A few minutes later, she came back with a hospital gown for me. I put it and my shower shoes on, and gave her my body wash and clean underwear to carry into the shower room. Once in there, I asked her to hand me my body wash and a couple of hand towels. I asker her to close the curtain so I could remove my gown and underwear, and hand them to her.
“You got everything you need?”
“Are you sure you’re going to be okay by yourself?”
“I feel really safe; you don’t have to worry.”
“Okay, I’m about to go help the patient in 205. I’ll be in there a while, so pull the cord when you’re ready to come out.”
I turned on the hot water and washed my face. After that, I lathered myself up several times.
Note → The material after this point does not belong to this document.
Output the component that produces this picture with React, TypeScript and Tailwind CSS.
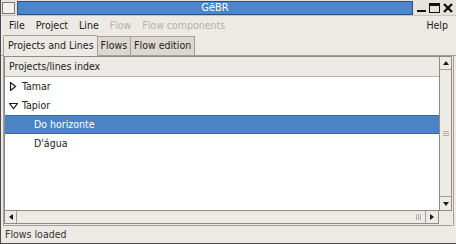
import React from 'react';

const font = { fontFamily: '"DejaVu Sans Condensed", "DejaVu Sans", sans-serif' };

const Arrow = ({ dir }: { dir: 'up' | 'down' | 'left' | 'right' }) => {
  const pts = {
    up: '1,6 4,2 7,6',
    down: '1,2 4,6 7,2',
    left: '6,1 2,4 6,7',
    right: '2,1 6,4 2,7',
  }[dir];
  return (
    <svg width="8" height="8" viewBox="0 0 8 8">
      <polygon points={pts} fill="#1a1a1a" />
    </svg>
  );
};

export default function App() {
  const rows = [
    { label: 'Tamar', level: 0, expander: 'closed' },
    { label: 'Tapior', level: 0, expander: 'open' },
    { label: 'Do horizonte', level: 1, selected: true },
    { label: "D'água", level: 1 },
  ];

  return (
    <div className="w-[456px] h-[244px] bg-[#edeae6] flex flex-col overflow-hidden text-[10.5px] text-[#222] border-l border-b border-[#4a4a4a]" style={font}>
      {/* Title bar */}
      <div className="h-[16px] flex items-center bg-[#e6e2dc] border-b border-[#c9c4bc]">
        <div className="w-[13px] h-[12px] ml-[1px] border border-[#7a7a7a] bg-[#f4f2ee]" />
        <div className="flex-1 h-[14px] ml-[2px] mr-[3px] bg-[#4b86cc] border border-[#2f4f7a] flex items-center justify-center text-white text-[11px] leading-none">
          GēBR
        </div>
        <div className="flex items-center gap-[2px] pr-[2px]">
          <div className="w-[11px] h-[12px] flex items-end justify-center pb-[2px]"><div className="w-[9px] h-[2px] bg-[#111]" /></div>
          <div className="w-[11px] h-[10px] border-[1.5px] border-[#111] border-t-[3px]" />
          <svg width="12" height="12" viewBox="0 0 12 12"><path d="M2 2 L10 10 M10 2 L2 10" stroke="#111" strokeWidth="2.4" /></svg>
        </div>
      </div>

      {/* Menu bar */}
      <div className="h-[19px] flex items-center pl-[8px] gap-[11px]">
        <span>File</span>
        <span>Project</span>
        <span>Line</span>
        <span className="text-[#b4b0aa]">Flow</span>
        <span className="text-[#b4b0aa]">Flow components</span>
        <span className="ml-auto pr-[8px]">Help</span>
      </div>

      {/* Tabs */}
      <div className="flex items-end px-[2px] h-[21px] border-b border-[#a39e96]">
        <div className="h-[21px] pl-[4px] pr-[3px] flex items-center bg-[#edeae6] border border-b-0 border-[#a39e96] rounded-t-[2px] -mb-px">Projects and Lines</div>
        <div className="h-[19px] px-[3px] flex items-center bg-[#dcd7cf] border border-b-0 border-l-0 border-[#a39e96]">Flows</div>
        <div className="h-[19px] px-[3px] flex items-center bg-[#dcd7cf] border border-b-0 border-l-0 border-[#a39e96]">Flow edition</div>
      </div>

      {/* Content */}
      <div className="flex-1 flex flex-col px-[2px] min-h-0">
        <div className="flex-1 flex flex-col border-x border-[#a39e96] pr-[1px] min-h-0">
          <div className="flex-1 flex min-h-0">
            {/* Tree view */}
            <div className="flex-1 flex flex-col bg-white border border-[#8f8a82] border-r-0 min-w-0">
              <div className="h-[20px] flex items-center px-[4px] bg-[#edeae6] border-b border-[#b8b3ab]">Projects/lines index</div>
              {rows.map((r) => (
                <div
                  key={r.label}
                  className={`h-[19px] flex items-center ${r.selected ? 'bg-[#4a84c6] text-white border-y border-[#3a6aa3]' : ''}`}
                >
                  <div className={`w-[14px] pl-[2px] flex justify-center ${r.level ? 'hidden' : ''}`}>
                    {r.expander === 'closed' && (
                      <svg width="8" height="9" viewBox="0 0 8 9"><polygon points="1.5,0.5 6.5,4.5 1.5,8.5" fill="none" stroke="#1a1a1a" strokeWidth="1.2" /></svg>
                    )}
                    {r.expander === 'open' && (
                      <svg width="9" height="8" viewBox="0 0 9 8"><polygon points="0.5,1.5 8.5,1.5 4.5,6.5" fill="none" stroke="#1a1a1a" strokeWidth="1.2" /></svg>
                    )}
                  </div>
                  <span className={r.level ? 'pl-[29px]' : 'pl-[3px]'}>{r.label}</span>
                </div>
              ))}
            </div>
            {/* Vertical scrollbar */}
            <div className="w-[13px] flex flex-col bg-[#dcd8d1] border border-[#8f8a82]">
              <div className="h-[13px] flex items-center justify-center bg-[#eeebe6] border-b border-[#a39e96]"><Arrow dir="up" /></div>
              <div className="flex-1 flex items-center justify-center bg-[#eeebe6] border-b border-[#a39e96]">
                <div className="w-[6px] flex flex-col gap-[1px]">
                  <div className="h-px bg-[#b2ada5]" /><div className="h-px bg-[#b2ada5]" /><div className="h-px bg-[#b2ada5]" />
                </div>
              </div>
              <div className="h-[13px] flex items-center justify-center bg-[#eeebe6]"><Arrow dir="down" /></div>
            </div>
          </div>
          {/* Horizontal scrollbar */}
          <div className="h-[13px] flex mr-[13px] bg-[#dcd8d1] border border-[#8f8a82] border-t-0">
            <div className="w-[12px] flex items-center justify-center bg-[#eeebe6] border-r border-[#a39e96]"><Arrow dir="left" /></div>
            <div className="flex-1 flex items-center justify-end pr-[4px] bg-[#eeebe6] border-r border-[#a39e96]">
              <div className="flex gap-[1px] h-[6px]">
                <div className="w-px bg-[#b2ada5]" /><div className="w-px bg-[#b2ada5]" /><div className="w-px bg-[#b2ada5]" />
              </div>
            </div>
            <div className="w-[12px] flex items-center justify-center bg-[#eeebe6]"><Arrow dir="right" /></div>
          </div>
          <div className="h-[2px] border-b border-[#a39e96]" />
        </div>
      </div>

      {/* Status bar */}
      <div className="h-[17px] flex items-center px-[4px] text-[#333]">
        <span>Flows loaded</span>
      </div>
    </div>
  );
}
For the first time, I was able to bend down and wash my own feet. Next I reached up and took the removable shower wand down. I was surprised that I could reach it from a seated position, because it had once seemed so high. The warm water poured over my entire head, especially my ears and eyes. Then I rinsed off my entire body.
When I was finished with the shower wand, I stood up to snap it back into place. Standing was easy now. It was basically performing the same squat movement I did a hundred times a day. Standing felt so good that I lathered and rinsed several more times. I finally had the strength and balance to take real showers again!
I sat down and turned off the water again. Then I pulled the cord to call the CNA. I asked her to dry my back and underarms, while I dried my front side. She draped my gown over me. I then pulled on my clean pair of undershorts. After that, I stood up again and walked back to my room. I walked with a more erect and even steadier gait, as if my body itself was becoming aware of the things it could do on its own again.